Wednesday, March 12, 2014

Alone Yet Not Alone

I first heard about this film when the title song was nominated for an Academy Award for best song, then abruptly dropped. But I didn’t watch the trailer until today, and it immediately struck me how similar this story is to our ancestors’. Alone Yet Not Alone is scheduled for a limited release in June. Below is a synopsis of the storyline.

Alone Yet Not Alone tells the inspiring true story of Barbara and Regina Leininger and their journey of faith and survival during the French and Indian war in 1755. Fleeing religious persecution in Germany, the Leininger family seeks a new start in America. It is the mid-1700s and British and French forces are struggling for control of the abundant resources of this new territory.

Despite the escalating tension mounting around them, the Leiningers give thanks and praise for the sparkling streams and majestic forests around Penns Creek and above all, their freedom to worship. Carving out a homestead is arduous work, but the Leiningers labor joyfully. After all, what the land will not yield, the cherished family Bible would, providing the everlasting nourishment of God’s promise. 

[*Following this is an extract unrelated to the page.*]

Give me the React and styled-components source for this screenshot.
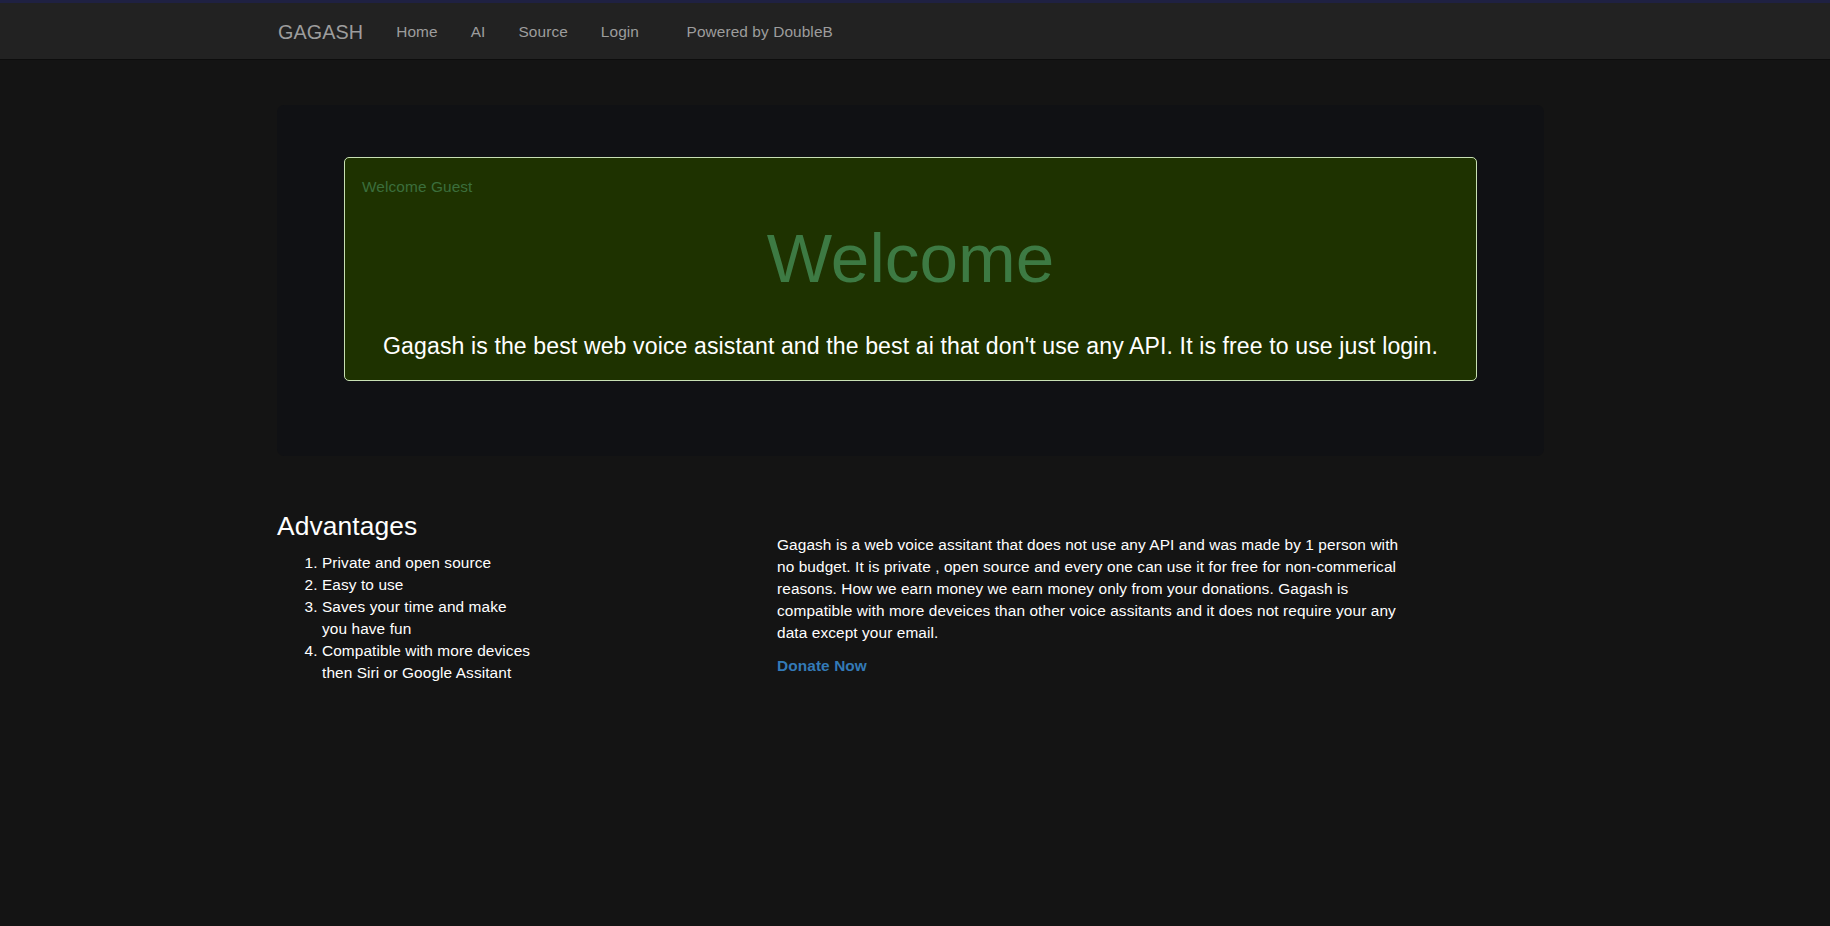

Then the unthinkable happens. In a terrifying raid on their homestead, Delaware warriors capture the two young Leininger daughters and transport them across 300 miles of wilderness to Ohio. The sisters are sustained only by their abiding trust in God, and their hope of escape against all odds to be reunited with their family.

You’ll find the video trailer at the bottom of this blog. According to the description of the young-adult book by Tracy Leininger Craven, on which the movie is based, this family was also German and also settled along the Blue Mountain, as did our ancestors. This true incident, known as the Penn’s Creek Massacre, happened in the fall of 1755, at the beginning of the French and Indian War and almost exactly two years before the Northkill attack. You can find the book on Amazon

Below is the very positive Dove review of the movie. I’m anxious to see Alone Yet Not Alone not only because it sounds like an exciting and inspiring story, but also to see how it compares with our ancestors’ experience, how it develops the theme of this family’s faith, and how it portrays Native Americans. In my next post I’m going to share my thoughts on the latter topic in the video and book, an issue that Bob and I will be dealing with more deeply in book 2 of our series, The Return, as we depict our ancestors’ lives among their captors.

Dove Review

The film opens with a calming musical soundtrack and gorgeous landscapes. We learn that the time period is 1755 when America was considered a haven for families seeking freedom to worship in a land of opportunity. Barbara Leininger and her family just moved to Pennsylvania. They have a cabin in the woods and her father often reads from the family Bible. He tells the family that even during tests and trials God will never leave them nor forsake them.

As her mother and brother leave on a trip, Indians break in their home with devastating consequences. Barbara and Regina flee to the woods and are soon caught by the Indians. Barbara must remember her father’s words about God never leaving her because she is soon separated from her sister and taken captive. The Indians taunt her by dying her fair skin dark and her golden hair black. She tries to escape but eventually decides to be agreeable while keeping hope alive that she will one day be freed and reunited with her sister, mother and brother. The years pass and she grows into a woman but she keeps her faith in God, even witnessing to the Indian brave who wants to be her husband.

This film has it all! The music is wonderful, the cinematography is inspiring, the acting is superb and the screenplay and direction are top notch. Both Kelly Greyson as the older Barbara and Natalie Racoosin as a young Barbara are exceptional in their roles. The movie is based on a true story taken from the novel of the same name written by Tracy Leininger Craven.

This film has a bit of everything: action, drama, suspense and a fine ending. For those who love action, there are several battle sequences and fights, with many characters dying by tomahawks or muskets. Fortunately, there is little blood overall and the scenes are not gratuitous. It appears that the director held back enough so the film could be enjoyed by families without losing the intensity of the story. We commend this decision.

Without giving away the ending, it is worth noting that God’s promise to never leave nor forsake Barbara is clearly demonstrated in this story. The themes of this movie include loyalty, perseverance, forgiveness and the profound love of God. We are quite pleased to award this film five Doves, our highest rating. Watching this movie is time well spent!


Lori Benton said...

I'm very interested in seeing this movie, with some of the same issues in mind as you mention, Joan. I will be very keen to see how they are handled. I didn't realize it was based on a book, and now I'm going to read that as well.

J. M. Hochstetler said...

Lori, I was excited when I saw it is based on a book. It's YA, and it got pretty good reviews, but also criticism for some of the issues mentioned in my post. The sample I downloaded onto my Kindle looks pretty good, and I'm going to go ahead and buy it as soon as I have time to do some reading.

Amy C said...

I can't wait to see this movie! It was filmed in my hometown. :)

J. M. Hochstetler said...

That's so cool, Amy! Were you able to see any of the actors or watch as they did some of the filming? That would be so interesting!